“The results speak for themselves,” said Teodoro, presidential candidate of the administration’s Lakas-Kampi Christian Muslim Democrats. In a press statement, he also cited the autonomous region’s inability to control violence, a spate of kidnappings and rampant lawlessness.
Last month’s massacre of 57 people in Maguindanao, the worst election-related killing in the country, was linked to the powerful Ampatuan clan, a scion of which was the recently replaced governor of ARMM.
Teodoro said that a vote in the ARMM provinces of Sulu, Basilan, Tawi-Tawi, Maguindanao and Lanao del Sur might have to be called to allow stakeholders to review the region’s performance and to decide if the residents there wish the region to continue under the current setup.
“This is very controversial, but I have to say it,” he added in the statement. “We cannot allow the taxpayers to subsidize the operation of an institution that is clearly not working.”
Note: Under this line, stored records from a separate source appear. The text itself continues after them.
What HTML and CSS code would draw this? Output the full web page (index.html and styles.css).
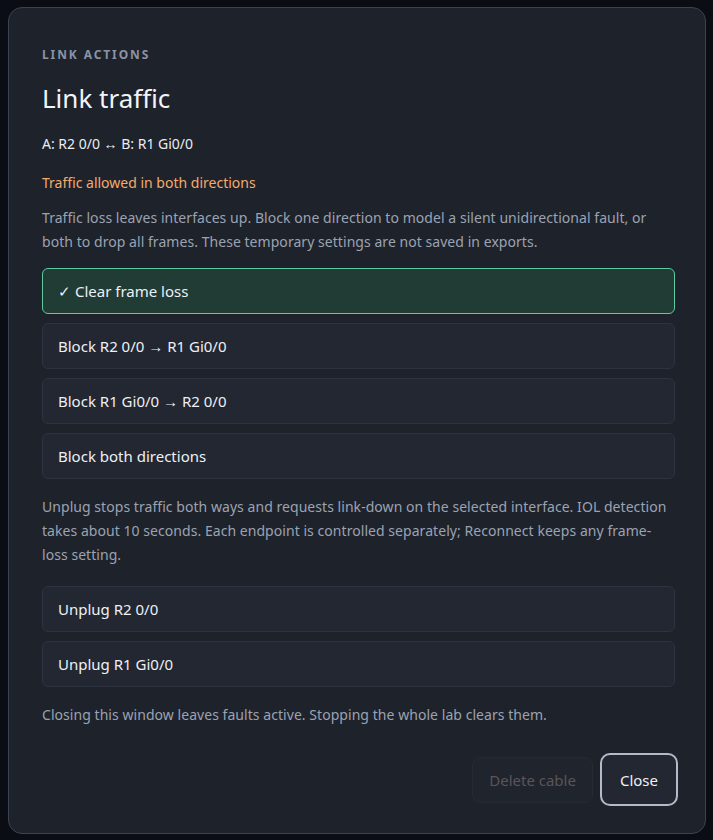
FILE: index.html
```html
<!DOCTYPE html>
<html lang="en">
<head>
<meta charset="utf-8">
<title>Link traffic</title>
<link rel="stylesheet" href="styles.css">
</head>
<body>
<div class="backdrop">
  <section class="modal">
    <div class="eyebrow">Link actions</div>
    <h1 class="title">Link traffic</h1>
    <div class="endpoints">A: R2 0/0 ↔ B: R1 Gi0/0</div>
    <div class="status">Traffic allowed in both directions</div>
    <p class="note">Traffic loss leaves interfaces up. Block one direction to model a silent unidirectional fault, or both to drop all frames. These temporary settings are not saved in exports.</p>
    <div class="options">
      <button class="opt opt-active">✓ Clear frame loss</button>
      <button class="opt">Block R2 0/0 → R1 Gi0/0</button>
      <button class="opt">Block R1 Gi0/0 → R2 0/0</button>
      <button class="opt">Block both directions</button>
    </div>
    <p class="note note-unplug">Unplug stops traffic both ways and requests link-down on the selected interface. IOL detection takes about 10 seconds. Each endpoint is controlled separately; Reconnect keeps any frame-loss setting.</p>
    <div class="options options-unplug">
      <button class="opt">Unplug R2 0/0</button>
      <button class="opt">Unplug R1 Gi0/0</button>
    </div>
    <p class="note note-close">Closing this window leaves faults active. Stopping the whole lab clears them.</p>
    <div class="footer">
      <button class="btn btn-danger" disabled>Delete cable</button>
      <button class="btn btn-close">Close</button>
    </div>
  </section>
</div>
</body>
</html>
```
FILE: styles.css
```css
* { box-sizing: border-box; }
html, body { margin: 0; padding: 0; }
body {
  background: #0a0d14;
  font-family: "Noto Sans", "Open Sans", sans-serif;
  color: #e6e9ef;
  width: 713px;
  height: 840px;
  overflow: hidden;
}
.backdrop {
  padding: 7px 7px 6px 8px;
  height: 840px;
}
.modal {
  background: #1e222b;
  border: 1px solid #3b4252;
  border-radius: 14px;
  padding: 33px 30px 27px 33px;
  height: 827px;
  display: flex;
  flex-direction: column;
}
.eyebrow {
  font-size: 12px;
  font-weight: 700;
  letter-spacing: 1.9px;
  text-transform: uppercase;
  color: #8b93a4;
  line-height: 16px;
  margin-top: 6px;
}
.title {
  margin: 18px 0 0;
  font-size: 26px;
  font-weight: 400;
  line-height: 34px;
  color: #f2f4f8;
}
.endpoints {
  margin-top: 19px;
  font-size: 14px;
  line-height: 20px;
  color: #e9ecf1;
}
.status {
  margin-top: 19px;
  font-size: 14px;
  line-height: 20px;
  color: #f3aa6c;
}
.note {
  margin: 13px 0 0;
  font-size: 14px;
  line-height: 24px;
  letter-spacing: 0.05px;
  color: #9ba3b2;
}
.options {
  margin-top: 14px;
  display: flex;
  flex-direction: column;
  gap: 9px;
}
.opt {
  height: 46px;
  width: 100%;
  text-align: left;
  padding: 0 15px;
  background: #222731;
  border: 1px solid #2d3340;
  border-radius: 6px;
  font-family: inherit;
  font-size: 15px;
  color: #edf0f5;
}
.opt-active {
  background: #213b35;
  border-color: #5fc9a1;
}
.note-unplug { margin-top: 16px; }
.options-unplug { margin-top: 19px; }
.note-close { margin-top: 16px; }
.footer {
  margin-top: auto;
  margin-right: -3px;
  display: flex;
  justify-content: flex-end;
  align-items: center;
  gap: 7px;
}
.btn {
  font-family: inherit;
  font-size: 15px;
  border-radius: 8px;
}
.btn-danger {
  height: 46px;
  padding: 0 16px;
  background: #20242d;
  border: 1px solid #252a33;
  color: #5c5459;
}
.btn-close {
  height: 53px;
  padding: 0 18px;
  background: #222731;
  border: 2px solid #b3bac8;
  border-radius: 10px;
  color: #eef1f6;
}
```
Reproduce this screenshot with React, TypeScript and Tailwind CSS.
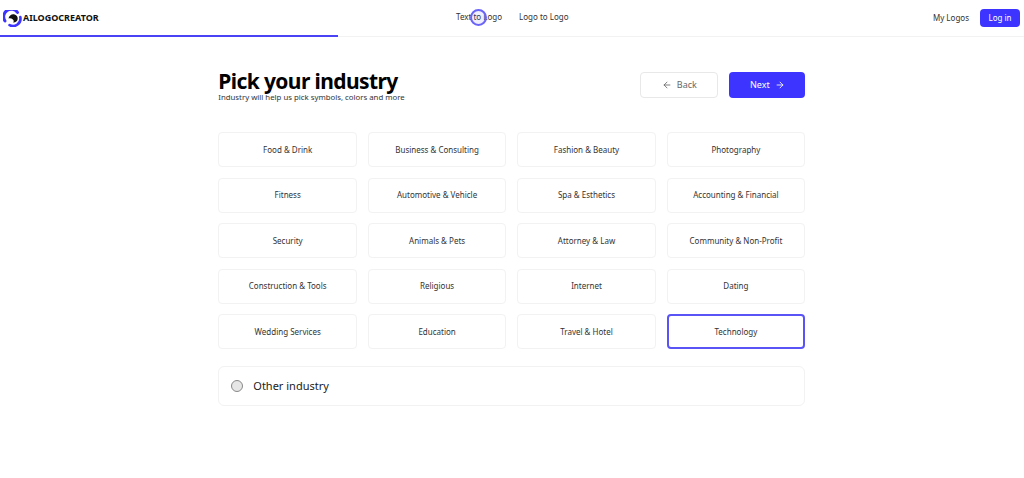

His comments Thursday follow his visit to Buluan town in Maguindanao on Wednesday, his third trip there in as many weeks.
“We must ask the ARMM’s constituents whether they prefer local autonomy or to revert to national government supervision,” said Teodoro.
Established in the 1990s, the ARMM brought self-rule to the Muslim minority instead of secession, the statement said. But autonomy failed dismally to uplift lives in the country’s most depressed region, it added.
More than P12 billion in government funds have been poured into the ARMM coffers for peace and order and economic development, the statement said.
Also in the statement, Teodoro called on the government to conduct a full audit of the funds that were provided to the ARMM in order to determine whether they reached their intended users.
He said that the various sectors and groups in the ARMM must meet to decide whether the autonomous region has proven responsive to their needs.
“It is up to them [stakeholders] whether the ARMM should continue to exist or not,” Teodoro said.
He said that the ARMM should serve a lesson to the government in future decisions that would grant autonomy to any region or province in the country.
“Before granting autonomy, the government must also determine whether the territory or province petitioning for it is really capable of handling responsibilities appurtenant to being an independent entity,” Teodoro added.
Concerned groups in the ARMM have started calling for the abolition of the ARMM for its failure to address basic social and economic issues, widespread corruption in the local bureaucracy, and coddling by some of its officials of private armed groups.
Republic Act 9054 that created the ARMM in 1990 provides that the autonomous region “shall remain an integral and inseparable part of the national territory of the Republic.” The president of the Philippines exercises general supervision over the regional governor.
The regional government has the power to create its own sources of revenues and to levy taxes, fees, and charges, subject to Constitutional provisions and the provisions of Republic Act 9054.
Reports showed that ARMM remains one of the most impoverished regions in the Philippines. It had a per capita regional gross domestic product of only P3,433 in 2005, more than 75 percent lower than the national average of P14,186.
GDP is the total cost of all goods and services produced in a country in a year.
The ARMM has a population of 4.1 million based on the 2007 census. It is the country’s poorest region, where average annual income was P89,000 in 2006, less than one-third of the Manila level. Poverty incidence in the region was a high 45.4 percent in 2003, almost twice the national average of 24.4 percent.